"replace with newer versions from the archives" is not what's happening.  It seems to replace with identical versions, just from the archives.

On Wed, Feb 26, 2025 at 10:39 AM Philip Kaludercic <philipk@posteo.net> wrote:
Eli Zaretskii <eliz@gnu.org> writes:

>> From: Ship Mints <shipmints@gmail.com>
>> Date: Tue, 25 Feb 2025 15:35:10 -0500
>>
>> As part of my production upgrade to 30.1, I wrote a program to install
>> my local ELPA tree from scratch, and take the opportunity to prune and
>> curate packages.
>>
>> One thing that surprised me, that I didn't notice in 29.4, is that if
>> 'package-install-upgrade-built-in' is non-nil, 'package-list-packages'
>> reports built-ins needing upgrades from ELPA but to the *identical
>> versions* in the 30.1 tree.  I was expecting upgrades to be actual
>> upgrades, not side-grades, as they say.  The reason I didn't see
>> this on 29.4, is that the distro versions were older than ELPA so I
>> was happy to take the upgrades.  This does not appear to be a
>> regression, just a general bug report.
>
> Philip, could you please look into this?

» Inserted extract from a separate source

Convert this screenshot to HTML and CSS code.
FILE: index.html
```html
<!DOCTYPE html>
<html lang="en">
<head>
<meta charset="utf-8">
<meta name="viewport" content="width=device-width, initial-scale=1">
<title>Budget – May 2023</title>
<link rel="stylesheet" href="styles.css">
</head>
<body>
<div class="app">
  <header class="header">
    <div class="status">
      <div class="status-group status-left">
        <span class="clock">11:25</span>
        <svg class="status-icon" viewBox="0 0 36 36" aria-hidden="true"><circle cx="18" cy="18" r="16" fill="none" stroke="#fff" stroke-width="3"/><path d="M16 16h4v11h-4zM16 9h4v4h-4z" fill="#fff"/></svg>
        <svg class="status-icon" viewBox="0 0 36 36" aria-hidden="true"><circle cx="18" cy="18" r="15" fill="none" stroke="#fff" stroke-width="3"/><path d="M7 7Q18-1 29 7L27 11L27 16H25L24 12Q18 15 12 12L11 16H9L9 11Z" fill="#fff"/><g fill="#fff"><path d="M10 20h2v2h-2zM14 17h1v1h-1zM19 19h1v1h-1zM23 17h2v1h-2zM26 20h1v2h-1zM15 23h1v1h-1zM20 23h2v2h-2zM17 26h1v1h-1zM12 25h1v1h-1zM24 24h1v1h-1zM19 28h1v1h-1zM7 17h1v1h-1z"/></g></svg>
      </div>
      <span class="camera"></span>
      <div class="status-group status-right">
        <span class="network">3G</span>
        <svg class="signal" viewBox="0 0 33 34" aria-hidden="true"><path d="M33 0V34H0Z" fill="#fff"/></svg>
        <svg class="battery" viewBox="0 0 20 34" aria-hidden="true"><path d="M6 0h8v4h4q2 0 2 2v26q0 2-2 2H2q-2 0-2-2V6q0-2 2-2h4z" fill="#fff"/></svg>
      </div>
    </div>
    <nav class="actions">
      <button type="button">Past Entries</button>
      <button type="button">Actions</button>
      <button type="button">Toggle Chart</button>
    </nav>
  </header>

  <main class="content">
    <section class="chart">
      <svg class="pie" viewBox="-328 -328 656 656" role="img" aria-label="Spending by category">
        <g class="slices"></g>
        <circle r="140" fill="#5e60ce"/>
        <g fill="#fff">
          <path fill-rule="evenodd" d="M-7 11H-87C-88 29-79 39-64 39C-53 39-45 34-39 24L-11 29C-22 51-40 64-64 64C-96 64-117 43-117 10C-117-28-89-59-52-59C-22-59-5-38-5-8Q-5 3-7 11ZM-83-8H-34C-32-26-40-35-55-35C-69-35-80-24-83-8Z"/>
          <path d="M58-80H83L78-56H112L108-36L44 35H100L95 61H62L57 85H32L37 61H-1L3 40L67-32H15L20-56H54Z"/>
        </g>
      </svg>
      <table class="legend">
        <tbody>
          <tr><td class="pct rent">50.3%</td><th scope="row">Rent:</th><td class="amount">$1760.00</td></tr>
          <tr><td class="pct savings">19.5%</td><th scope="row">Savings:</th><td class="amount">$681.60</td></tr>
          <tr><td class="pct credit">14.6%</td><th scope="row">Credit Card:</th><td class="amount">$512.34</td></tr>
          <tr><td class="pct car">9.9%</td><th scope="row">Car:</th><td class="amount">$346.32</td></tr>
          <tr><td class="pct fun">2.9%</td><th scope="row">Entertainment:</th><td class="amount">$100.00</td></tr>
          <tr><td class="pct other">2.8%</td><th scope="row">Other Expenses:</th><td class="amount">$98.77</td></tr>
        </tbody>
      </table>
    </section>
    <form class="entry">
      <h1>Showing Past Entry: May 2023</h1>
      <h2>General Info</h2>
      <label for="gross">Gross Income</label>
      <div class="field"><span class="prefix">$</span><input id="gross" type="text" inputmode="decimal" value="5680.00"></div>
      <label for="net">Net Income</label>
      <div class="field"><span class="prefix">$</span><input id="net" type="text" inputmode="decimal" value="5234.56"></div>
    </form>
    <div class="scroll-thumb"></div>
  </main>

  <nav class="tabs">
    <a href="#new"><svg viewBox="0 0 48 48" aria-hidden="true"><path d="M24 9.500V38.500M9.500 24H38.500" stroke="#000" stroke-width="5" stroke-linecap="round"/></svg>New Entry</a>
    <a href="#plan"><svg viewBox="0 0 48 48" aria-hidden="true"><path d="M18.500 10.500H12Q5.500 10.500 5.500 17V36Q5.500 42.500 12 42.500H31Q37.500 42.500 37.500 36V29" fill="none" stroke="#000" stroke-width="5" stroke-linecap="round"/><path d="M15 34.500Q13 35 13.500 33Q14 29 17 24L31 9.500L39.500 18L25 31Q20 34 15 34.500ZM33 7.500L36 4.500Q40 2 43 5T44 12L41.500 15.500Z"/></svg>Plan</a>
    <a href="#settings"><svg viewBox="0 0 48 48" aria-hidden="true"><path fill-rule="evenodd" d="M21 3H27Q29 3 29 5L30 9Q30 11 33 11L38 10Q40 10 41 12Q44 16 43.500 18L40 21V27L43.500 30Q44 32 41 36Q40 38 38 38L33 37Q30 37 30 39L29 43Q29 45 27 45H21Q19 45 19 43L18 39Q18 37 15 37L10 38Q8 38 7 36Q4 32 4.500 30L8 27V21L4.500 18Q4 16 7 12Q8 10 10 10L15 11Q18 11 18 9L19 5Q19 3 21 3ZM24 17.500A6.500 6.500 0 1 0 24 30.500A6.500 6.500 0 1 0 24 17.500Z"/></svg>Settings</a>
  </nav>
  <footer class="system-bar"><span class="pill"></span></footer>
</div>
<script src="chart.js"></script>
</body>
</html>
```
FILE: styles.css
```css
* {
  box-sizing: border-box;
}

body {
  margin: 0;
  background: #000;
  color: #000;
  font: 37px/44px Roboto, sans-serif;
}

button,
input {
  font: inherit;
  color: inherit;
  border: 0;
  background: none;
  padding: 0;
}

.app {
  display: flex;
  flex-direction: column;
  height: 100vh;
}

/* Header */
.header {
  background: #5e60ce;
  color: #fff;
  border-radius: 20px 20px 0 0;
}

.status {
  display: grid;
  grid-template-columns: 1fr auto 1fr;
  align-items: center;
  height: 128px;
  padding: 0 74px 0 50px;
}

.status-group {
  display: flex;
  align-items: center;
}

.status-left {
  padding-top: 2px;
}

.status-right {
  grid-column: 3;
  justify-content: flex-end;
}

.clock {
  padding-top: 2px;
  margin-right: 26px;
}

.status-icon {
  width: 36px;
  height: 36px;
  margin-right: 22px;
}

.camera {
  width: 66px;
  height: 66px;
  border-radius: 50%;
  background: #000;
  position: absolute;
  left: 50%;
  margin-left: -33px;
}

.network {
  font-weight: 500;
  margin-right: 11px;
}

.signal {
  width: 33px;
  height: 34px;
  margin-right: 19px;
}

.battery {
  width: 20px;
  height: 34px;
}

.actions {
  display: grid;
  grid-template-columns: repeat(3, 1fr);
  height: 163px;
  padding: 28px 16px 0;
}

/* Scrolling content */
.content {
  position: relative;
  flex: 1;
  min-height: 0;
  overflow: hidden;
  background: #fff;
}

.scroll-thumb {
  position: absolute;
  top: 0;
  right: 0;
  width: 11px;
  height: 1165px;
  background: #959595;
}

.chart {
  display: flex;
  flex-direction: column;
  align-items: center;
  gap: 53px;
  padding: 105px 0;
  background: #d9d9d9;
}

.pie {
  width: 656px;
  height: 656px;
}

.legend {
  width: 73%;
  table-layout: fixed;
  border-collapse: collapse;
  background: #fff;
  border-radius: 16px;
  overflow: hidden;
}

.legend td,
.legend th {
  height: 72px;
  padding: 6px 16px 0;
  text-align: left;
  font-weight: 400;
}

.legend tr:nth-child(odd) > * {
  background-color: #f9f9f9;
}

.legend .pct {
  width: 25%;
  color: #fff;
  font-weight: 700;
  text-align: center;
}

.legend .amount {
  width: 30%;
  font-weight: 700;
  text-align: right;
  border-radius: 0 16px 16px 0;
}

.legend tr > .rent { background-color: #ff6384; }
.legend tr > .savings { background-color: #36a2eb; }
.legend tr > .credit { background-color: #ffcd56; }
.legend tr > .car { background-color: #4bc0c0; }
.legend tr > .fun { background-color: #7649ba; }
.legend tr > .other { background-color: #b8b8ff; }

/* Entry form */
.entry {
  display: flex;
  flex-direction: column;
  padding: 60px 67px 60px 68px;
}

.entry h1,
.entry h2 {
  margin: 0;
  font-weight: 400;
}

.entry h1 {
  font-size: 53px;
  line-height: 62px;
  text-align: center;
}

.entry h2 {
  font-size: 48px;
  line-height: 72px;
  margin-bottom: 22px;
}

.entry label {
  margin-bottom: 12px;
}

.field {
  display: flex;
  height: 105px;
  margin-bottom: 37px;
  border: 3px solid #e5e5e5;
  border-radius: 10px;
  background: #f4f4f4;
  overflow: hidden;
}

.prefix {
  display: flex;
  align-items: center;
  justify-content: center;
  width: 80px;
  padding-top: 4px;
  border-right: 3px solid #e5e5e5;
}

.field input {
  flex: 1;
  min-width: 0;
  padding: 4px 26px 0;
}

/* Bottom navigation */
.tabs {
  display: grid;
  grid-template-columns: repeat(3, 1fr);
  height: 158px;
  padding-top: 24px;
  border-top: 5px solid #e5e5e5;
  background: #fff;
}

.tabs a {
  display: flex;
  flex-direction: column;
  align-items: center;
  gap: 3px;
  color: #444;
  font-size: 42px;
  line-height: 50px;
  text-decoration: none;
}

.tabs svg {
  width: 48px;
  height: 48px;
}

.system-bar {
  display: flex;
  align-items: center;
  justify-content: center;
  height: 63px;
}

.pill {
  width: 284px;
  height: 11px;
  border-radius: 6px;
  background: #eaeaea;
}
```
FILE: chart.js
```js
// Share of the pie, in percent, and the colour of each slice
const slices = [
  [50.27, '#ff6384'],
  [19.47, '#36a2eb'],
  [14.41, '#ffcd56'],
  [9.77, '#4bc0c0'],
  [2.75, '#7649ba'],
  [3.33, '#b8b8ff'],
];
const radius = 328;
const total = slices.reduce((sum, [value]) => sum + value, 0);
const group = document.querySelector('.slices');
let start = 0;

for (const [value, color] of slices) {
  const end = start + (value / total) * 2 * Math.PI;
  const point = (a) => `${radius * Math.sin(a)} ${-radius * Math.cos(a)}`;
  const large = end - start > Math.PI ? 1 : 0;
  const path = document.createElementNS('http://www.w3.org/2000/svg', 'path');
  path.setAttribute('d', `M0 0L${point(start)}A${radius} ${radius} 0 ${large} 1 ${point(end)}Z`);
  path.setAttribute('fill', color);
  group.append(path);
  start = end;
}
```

(emacs) Package Installation says:

   If you customize ‘package-install-upgrade-built-in’ to a non-‘nil’
value, be very careful when using commands that update many packages at
once, like ‘package-upgrade-all’ and ‘U’ in the package menu: those
might overwrite built-in packages that you didn't intent to replace with
newer versions from the archives.  Don't use these bulk commands if you
want to update only a small number of built-in packages.

I read this as that OPs behaviour what the option intends to do.